— START OF Source excerpt —
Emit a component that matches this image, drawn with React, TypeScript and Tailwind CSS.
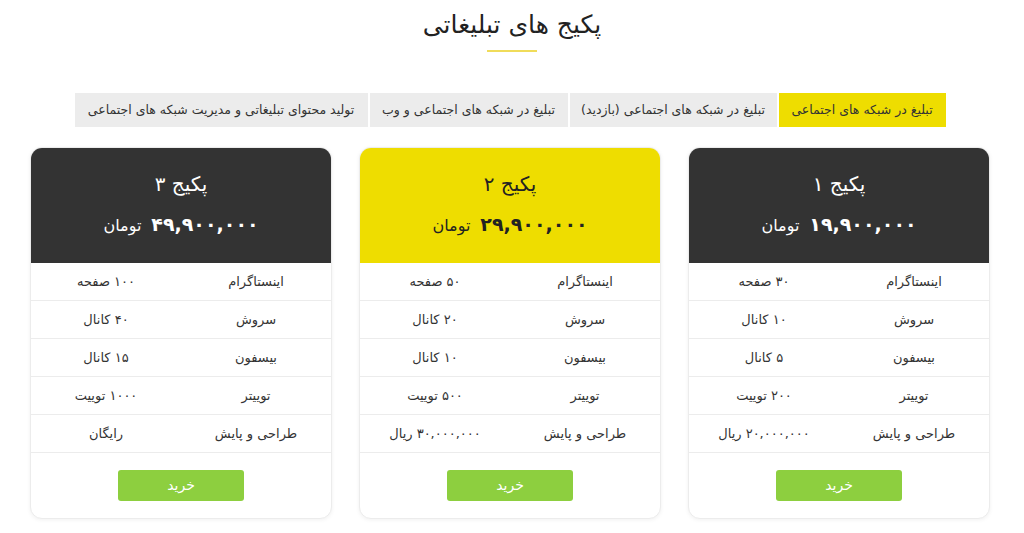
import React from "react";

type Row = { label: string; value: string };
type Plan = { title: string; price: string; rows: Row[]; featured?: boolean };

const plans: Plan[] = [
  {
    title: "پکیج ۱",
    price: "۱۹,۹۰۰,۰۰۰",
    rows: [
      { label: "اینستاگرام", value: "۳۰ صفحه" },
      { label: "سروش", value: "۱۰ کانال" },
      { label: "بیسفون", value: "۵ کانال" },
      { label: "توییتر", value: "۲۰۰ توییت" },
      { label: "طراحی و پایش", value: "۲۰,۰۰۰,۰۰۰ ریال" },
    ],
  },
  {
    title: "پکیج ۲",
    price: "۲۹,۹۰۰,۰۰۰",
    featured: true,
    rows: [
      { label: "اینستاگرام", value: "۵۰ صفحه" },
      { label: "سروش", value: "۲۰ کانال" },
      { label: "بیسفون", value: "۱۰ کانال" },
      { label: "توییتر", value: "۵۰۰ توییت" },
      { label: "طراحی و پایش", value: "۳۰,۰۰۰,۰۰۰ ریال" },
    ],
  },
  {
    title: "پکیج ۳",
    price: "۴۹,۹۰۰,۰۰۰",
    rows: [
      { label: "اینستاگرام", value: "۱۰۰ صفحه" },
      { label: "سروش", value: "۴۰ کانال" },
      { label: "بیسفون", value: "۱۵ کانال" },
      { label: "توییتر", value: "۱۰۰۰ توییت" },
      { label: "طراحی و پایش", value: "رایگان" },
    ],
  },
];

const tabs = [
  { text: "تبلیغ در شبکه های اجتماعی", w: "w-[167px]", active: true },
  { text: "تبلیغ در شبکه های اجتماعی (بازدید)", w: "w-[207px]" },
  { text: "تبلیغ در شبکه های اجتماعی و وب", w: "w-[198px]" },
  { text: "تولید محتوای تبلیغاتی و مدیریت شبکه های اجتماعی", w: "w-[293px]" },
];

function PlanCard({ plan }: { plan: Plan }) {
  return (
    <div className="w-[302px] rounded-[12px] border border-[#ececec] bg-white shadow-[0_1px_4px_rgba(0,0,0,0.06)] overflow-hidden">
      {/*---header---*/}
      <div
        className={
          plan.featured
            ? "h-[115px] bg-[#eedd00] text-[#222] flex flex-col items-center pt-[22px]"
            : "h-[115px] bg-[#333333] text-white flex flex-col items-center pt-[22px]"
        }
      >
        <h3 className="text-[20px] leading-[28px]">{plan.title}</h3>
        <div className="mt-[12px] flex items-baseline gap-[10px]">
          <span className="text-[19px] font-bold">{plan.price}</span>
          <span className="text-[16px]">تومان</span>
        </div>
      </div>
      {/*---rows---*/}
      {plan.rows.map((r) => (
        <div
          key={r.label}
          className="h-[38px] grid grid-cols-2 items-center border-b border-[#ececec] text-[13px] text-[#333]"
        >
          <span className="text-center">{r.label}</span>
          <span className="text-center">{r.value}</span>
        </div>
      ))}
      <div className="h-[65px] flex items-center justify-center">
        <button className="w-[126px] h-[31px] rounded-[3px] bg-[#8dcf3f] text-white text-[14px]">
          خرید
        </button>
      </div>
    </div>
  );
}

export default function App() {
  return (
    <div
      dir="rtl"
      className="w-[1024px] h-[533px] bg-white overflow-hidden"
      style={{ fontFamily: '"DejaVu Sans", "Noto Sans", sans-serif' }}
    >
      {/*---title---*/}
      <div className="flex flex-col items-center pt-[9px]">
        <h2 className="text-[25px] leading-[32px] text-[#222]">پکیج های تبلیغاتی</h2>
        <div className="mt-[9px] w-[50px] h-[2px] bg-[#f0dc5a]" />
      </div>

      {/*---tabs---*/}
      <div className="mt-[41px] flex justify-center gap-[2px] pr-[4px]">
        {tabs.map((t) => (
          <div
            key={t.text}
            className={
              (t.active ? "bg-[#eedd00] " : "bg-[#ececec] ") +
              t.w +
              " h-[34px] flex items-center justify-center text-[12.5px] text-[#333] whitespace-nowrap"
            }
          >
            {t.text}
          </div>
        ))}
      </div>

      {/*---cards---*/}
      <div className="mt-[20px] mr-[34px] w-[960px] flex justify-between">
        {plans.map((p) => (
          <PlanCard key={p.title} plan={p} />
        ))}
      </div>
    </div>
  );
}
— END OF Source excerpt —
▸ Directions for this task
Return the listing above unchanged, apart from dropping its pictures.

▸ Solved exercise
Emit a component that matches this image, drawn with React, TypeScript and Tailwind CSS.
import React from "react";

type Row = { label: string; value: string };
type Plan = { title: string; price: string; rows: Row[]; featured?: boolean };

const plans: Plan[] = [
  {
    title: "پکیج ۱",
    price: "۱۹,۹۰۰,۰۰۰",
    rows: [
      { label: "اینستاگرام", value: "۳۰ صفحه" },
      { label: "سروش", value: "۱۰ کانال" },
      { label: "بیسفون", value: "۵ کانال" },
      { label: "توییتر", value: "۲۰۰ توییت" },
      { label: "طراحی و پایش", value: "۲۰,۰۰۰,۰۰۰ ریال" },
    ],
  },
  {
    title: "پکیج ۲",
    price: "۲۹,۹۰۰,۰۰۰",
    featured: true,
    rows: [
      { label: "اینستاگرام", value: "۵۰ صفحه" },
      { label: "سروش", value: "۲۰ کانال" },
      { label: "بیسفون", value: "۱۰ کانال" },
      { label: "توییتر", value: "۵۰۰ توییت" },
      { label: "طراحی و پایش", value: "۳۰,۰۰۰,۰۰۰ ریال" },
    ],
  },
  {
    title: "پکیج ۳",
    price: "۴۹,۹۰۰,۰۰۰",
    rows: [
      { label: "اینستاگرام", value: "۱۰۰ صفحه" },
      { label: "سروش", value: "۴۰ کانال" },
      { label: "بیسفون", value: "۱۵ کانال" },
      { label: "توییتر", value: "۱۰۰۰ توییت" },
      { label: "طراحی و پایش", value: "رایگان" },
    ],
  },
];

const tabs = [
  { text: "تبلیغ در شبکه های اجتماعی", w: "w-[167px]", active: true },
  { text: "تبلیغ در شبکه های اجتماعی (بازدید)", w: "w-[207px]" },
  { text: "تبلیغ در شبکه های اجتماعی و وب", w: "w-[198px]" },
  { text: "تولید محتوای تبلیغاتی و مدیریت شبکه های اجتماعی", w: "w-[293px]" },
];

function PlanCard({ plan }: { plan: Plan }) {
  return (
    <div className="w-[302px] rounded-[12px] border border-[#ececec] bg-white shadow-[0_1px_4px_rgba(0,0,0,0.06)] overflow-hidden">
      {/*---header---*/}
      <div
        className={
          plan.featured
            ? "h-[115px] bg-[#eedd00] text-[#222] flex flex-col items-center pt-[22px]"
            : "h-[115px] bg-[#333333] text-white flex flex-col items-center pt-[22px]"
        }
      >
        <h3 className="text-[20px] leading-[28px]">{plan.title}</h3>
        <div className="mt-[12px] flex items-baseline gap-[10px]">
          <span className="text-[19px] font-bold">{plan.price}</span>
          <span className="text-[16px]">تومان</span>
        </div>
      </div>
      {/*---rows---*/}
      {plan.rows.map((r) => (
        <div
          key={r.label}
          className="h-[38px] grid grid-cols-2 items-center border-b border-[#ececec] text-[13px] text-[#333]"
        >
          <span className="text-center">{r.label}</span>
          <span className="text-center">{r.value}</span>
        </div>
      ))}
      <div className="h-[65px] flex items-center justify-center">
        <button className="w-[126px] h-[31px] rounded-[3px] bg-[#8dcf3f] text-white text-[14px]">
          خرید
        </button>
      </div>
    </div>
  );
}

export default function App() {
  return (
    <div
      dir="rtl"
      className="w-[1024px] h-[533px] bg-white overflow-hidden"
      style={{ fontFamily: '"DejaVu Sans", "Noto Sans", sans-serif' }}
    >
      {/*---title---*/}
      <div className="flex flex-col items-center pt-[9px]">
        <h2 className="text-[25px] leading-[32px] text-[#222]">پکیج های تبلیغاتی</h2>
        <div className="mt-[9px] w-[50px] h-[2px] bg-[#f0dc5a]" />
      </div>

      {/*---tabs---*/}
      <div className="mt-[41px] flex justify-center gap-[2px] pr-[4px]">
        {tabs.map((t) => (
          <div
            key={t.text}
            className={
              (t.active ? "bg-[#eedd00] " : "bg-[#ececec] ") +
              t.w +
              " h-[34px] flex items-center justify-center text-[12.5px] text-[#333] whitespace-nowrap"
            }
          >
            {t.text}
          </div>
        ))}
      </div>

      {/*---cards---*/}
      <div className="mt-[20px] mr-[34px] w-[960px] flex justify-between">
        {plans.map((p) => (
          <PlanCard key={p.title} plan={p} />
        ))}
      </div>
    </div>
  );
}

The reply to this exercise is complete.